The British Society of Dowsers, founded in 1933, sought to systematize British dowsing practice in a scientific manner, as well as provide a venue for dowsers and dowsing investigators to share information. The books above contain a capsule history of the Society’s investigations into finding subterranean features and artifacts. The writer-dowsers make a careful distinction between “practical” and “theoretical” dowsing, and the articles come down forcefully in favor of the former. (This same distinction is also very interestingly made in Susannah Clarke’s 2004 novel Jonathan Strange & Mr. Norrell, where Regency-era British magicians separate themselves into “theoretical” and “practical” magicians.) The men who undertook these dowsing investigations seem to consist of a certain class of English gentleman; in the table of contents for each book, several investigator-authors possess various honors after their surnames: doctors from the Royal College of Surgeons, recipients of the Order of the British Empire, army colonels, electronics engineers, and archeology PhDs. Taking cues from other scientific and technical journals from the mid-20th century, British dowsers sought to advance their art through peer review and testing. The fact that the anthologies were published in 1980 is of interest as well, since extra-sensory perception, remote viewing, telepathy, and psychokinesis were all popular subjects of mainstream scientific inquiry in the Weird 1970s.

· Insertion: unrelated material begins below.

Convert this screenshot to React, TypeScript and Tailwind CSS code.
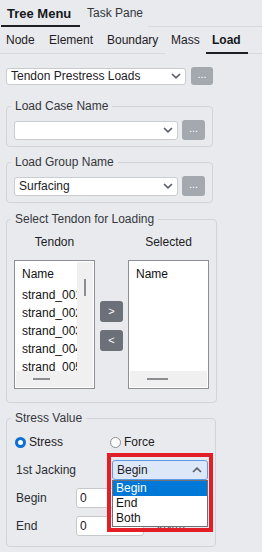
import React from "react";

function Chevron({ up = false }: { up?: boolean }) {
  return (
    <svg width="10" height="6" viewBox="0 0 10 6" className="shrink-0">
      <polyline
        points={up ? "1,5 5,1.2 9,5" : "1,1 5,4.8 9,1"}
        fill="none"
        stroke="#5b5f67"
        strokeWidth="1.7"
      />
    </svg>
  );
}

function Select({ className, text }: { className: string; text: string }) {
  return (
    <div
      className={
        "flex items-center justify-between rounded-[3px] border border-[#c9ccd1] bg-white pl-[4px] pr-[4px] text-[#1d2025] " +
        className
      }
    >
      <span className="leading-[14px]">{text}</span>
      <Chevron />
    </div>
  );
}

function Dots({ className }: { className: string }) {
  return (
    <div
      className={
        "flex items-center justify-center rounded-[3px] bg-[#a4a8af] text-[11px] leading-none text-white " +
        className
      }
    >
      <span className="-mt-[3px]">...</span>
    </div>
  );
}

function Legend({ children }: { children: React.ReactNode }) {
  return (
    <legend className="ml-[-3px] px-[4px] leading-[14px] text-[#34373c]">{children}</legend>
  );
}

function HThumb({ className }: { className: string }) {
  return <div className={"h-[2px] bg-[#8b8d91] " + className} />;
}

export default function App() {
  const strands = ["strand_001", "strand_002", "strand_003", "strand_004", "strand_005"];
  return (
    <div className="relative h-[552px] w-[262px] overflow-hidden bg-[#e9eaed] font-['Liberation_Sans',Arial,sans-serif] text-[12px] text-[#1d2025]">
      {/* Top tabs */}
      <div className="flex h-[27px]">
        <div className="ml-[1px] w-[79px] border-b-[2px] border-[#1c1f24] pl-[6px] pt-[6px] text-[13px] font-bold leading-[15px] text-[#15181c]">
          Tree Menu
        </div>
        <div className="w-[68px] pl-[7px] pt-[6px] leading-[14px] text-[#33363b]">Task Pane</div>
        <div className="flex-1 border-b border-[#d8dade]" />
      </div>
      {/* Sub tabs */}
      <div className="flex h-[27px] leading-[14px]">
        <div className="w-[43px] border-b border-[#d8dade] pl-[6px] pt-[6px]">Node</div>
        <div className="w-[58px] border-b border-[#d8dade] pl-[6px] pt-[6px]">Element</div>
        <div className="w-[64px] border-b border-[#d8dade] pl-[6px] pt-[6px]">Boundary</div>
        <div className="w-[41px] pl-[6px] pt-[6px]">Mass</div>
        <div className="w-[42px] border-b-[2px] border-[#1c1f24] pl-[6px] pt-[6px] font-bold text-[#15181c]">
          Load
        </div>
        <div className="flex-1 border-b border-[#d8dade]" />
      </div>

      <div className="pl-[6px]">
        {/* Load type */}
        <div className="mt-[13px] flex h-[18px] items-center">
          <Select className="h-[17px] w-[180px]" text="Tendon Prestress Loads" />
          <Dots className="ml-[5px] h-[18px] w-[22px]" />
        </div>

        {/* Load Case Name */}
        <fieldset className="mt-[14px] w-[207px] rounded-[4px] border border-[#d2d4d9] px-[7px] pb-[6px] pt-[7px]">
          <Legend>Load Case Name</Legend>
          <div className="flex items-center">
            <Select className="h-[19px] w-[164px]" text="" />
            <Dots className="ml-[4px] h-[20px] w-[23px]" />
          </div>
        </fieldset>

        {/* Load Group Name */}
        <fieldset className="mt-[8px] w-[207px] rounded-[4px] border border-[#d2d4d9] px-[7px] pb-[6px] pt-[7px]">
          <Legend>Load Group Name</Legend>
          <div className="flex items-center">
            <Select className="h-[19px] w-[164px]" text="Surfacing" />
            <Dots className="ml-[4px] h-[20px] w-[23px]" />
          </div>
        </fieldset>

        {/* Select Tendon */}
        <fieldset className="mt-[9px] w-[207px] rounded-[4px] border border-[#d2d4d9] px-[7px] pb-[13px] pt-[9px]">
          <Legend>Select Tendon for Loading</Legend>
          <div className="grid grid-cols-[81px_33px_81px] leading-[14px]">
            <div className="text-center">Tendon</div>
            <div />
            <div className="text-center">Selected</div>
          </div>
          <div className="mt-[11px] flex">
            {/* Tendon list */}
            <div className="flex h-[129px] w-[81px] flex-col border border-[#8c9096] bg-white p-[1px]">
              <div className="flex min-h-0 flex-1">
                <div className="flex-1 overflow-hidden pl-[6px] pt-[3px] text-[#111]">
                  <div className="mb-[3px] h-[18px] whitespace-nowrap leading-[18px]">Name</div>
                  {strands.map((s) => (
                    <div key={s} className="h-[18px] whitespace-nowrap leading-[18px]">
                      {s}
                    </div>
                  ))}
                </div>
                <div className="flex w-[16px] justify-center bg-[#f0f0f0] pt-[17px]">
                  <div className="h-[17px] w-[2px] bg-[#8b8d91]" />
                </div>
              </div>
              <div className="flex h-[16px] shrink-0 items-center bg-[#f0f0f0]">
                <HThumb className="ml-[17px] w-[17px]" />
              </div>
            </div>

            {/* Move buttons */}
            <div className="ml-[5px] flex w-[23px] flex-col gap-[8px] pt-[41px]">
              <div className="flex h-[21px] items-center justify-center rounded-[3px] bg-[#6b7079] text-[11px] text-white">
                &gt;
              </div>
              <div className="flex h-[21px] items-center justify-center rounded-[3px] bg-[#6b7079] text-[11px] text-white">
                &lt;
              </div>
            </div>

            {/* Selected list */}
            <div className="ml-[5px] flex h-[129px] w-[81px] flex-col border border-[#8c9096] bg-white p-[1px]">
              <div className="flex-1 pl-[6px] pt-[3px] text-[#111]">
                <div className="h-[18px] leading-[18px]">Name</div>
              </div>
              <div className="flex h-[16px] shrink-0 items-center bg-[#f0f0f0]">
                <HThumb className="ml-[17px] w-[21px]" />
              </div>
            </div>
          </div>
        </fieldset>

        {/* Stress Value */}
        <fieldset className="mt-[8px] w-[207px] rounded-[4px] border border-[#d2d4d9] px-[7px] pb-[10px] pt-[7px]">
          <Legend>Stress Value</Legend>
          <div className="flex flex-col gap-[8px] leading-[14px]">
            <div className="flex h-[20px] items-center">
              <div className="ml-[1px] flex w-[95px] items-center gap-[3px]">
                <div className="flex h-[11px] w-[11px] items-center justify-center rounded-full bg-[#0b6fd6]">
                  <div className="h-[5px] w-[5px] rounded-full bg-white" />
                </div>
                <span>Stress</span>
              </div>
              <div className="flex items-center gap-[3px]">
                <div className="h-[11px] w-[11px] rounded-full border border-[#8a8d92] bg-white" />
                <span>Force</span>
              </div>
            </div>
            <div className="flex h-[20px] items-center">
              <div className="w-[98px] pl-[2px] text-[#2a2d32]">1st Jacking</div>
              <div className="flex h-[20px] w-[96px] items-center justify-between rounded-[3px] border border-[#5b9be6] bg-[#dce7f7] pl-[4px] pr-[5px]">
                <span>Begin</span>
                <Chevron up />
              </div>
            </div>
            <div className="flex h-[20px] items-center">
              <div className="w-[62px] pl-[2px] text-[#2a2d32]">Begin</div>
              <div className="flex h-[20px] w-[68px] items-center rounded-[3px] border border-[#c5c8cd] bg-white pl-[3px]">
                0
              </div>
              <span className="ml-[13px] text-[#55585d]">kN/m²</span>
            </div>
            <div className="flex h-[20px] items-center">
              <div className="w-[62px] pl-[2px] text-[#2a2d32]">End</div>
              <div className="flex h-[20px] w-[68px] items-center rounded-[3px] border border-[#c5c8cd] bg-white pl-[3px]">
                0
              </div>
              <span className="ml-[13px] text-[#55585d]">kN/m²</span>
            </div>
          </div>
        </fieldset>
      </div>

      {/* Open dropdown list */}
      <div className="absolute left-[112px] top-[480px] flex h-[47px] w-[96px] flex-col border border-[#6e7074] bg-white leading-[15px]">
        <div className="h-[15px] bg-[#0078d7] pl-[3px] text-white">Begin</div>
        <div className="h-[15px] pl-[3px] text-[#111]">End</div>
        <div className="h-[15px] pl-[3px] text-[#111]">Both</div>
      </div>

      {/* Red highlight box */}
      <div className="pointer-events-none absolute left-[107px] top-[453px] h-[79px] w-[106px] border-[4px] border-[#e41e26]" />
    </div>
  );
}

It is clear from some of these articles that, over the course of the Society’s existence, dowsing had experienced periodic and moderate acceptance from the academic and professional worlds. An article from 1958 in Dowsing and Archeology notes that the author discussed dowsing before the Archeology faculty at the University of Oxford. Dowsers had proposed an inherent human ability called “radiesthesia” that enabled those with the proper equipment and training to sense magnetic fields in the Earth. And yet dowsing in the 20th century has also been treated as a purely paranormal phenomenon, with practitioners asserting their ability stems from either psychic intuition, the power of ritual, or the principles of sympathetic magic. From the very first volume of the Journal, this “physical vs. psychical” split is given a great deal of attention. In Site and Survey Dowsing, a 1930s essay on “The Cause of the Phenomena of Dowsing” by Dudley D’Auvergne Wright finds a middle ground between “science” and superstition, stating that the active engagement of the dowser’s consciousness and concentration on the target allows for the human mind and nervous system to attune to the electromagnetic echoes caused by concentrations of metal or other materials underground, hearkening back to controversies in Western philosophy and phenomenology as old as Descartes’ mind-body problem. Interestingly, most modern observers now believe that the act of dowsing taps into unconscious instincts at the level of an ideomotor phenomenon.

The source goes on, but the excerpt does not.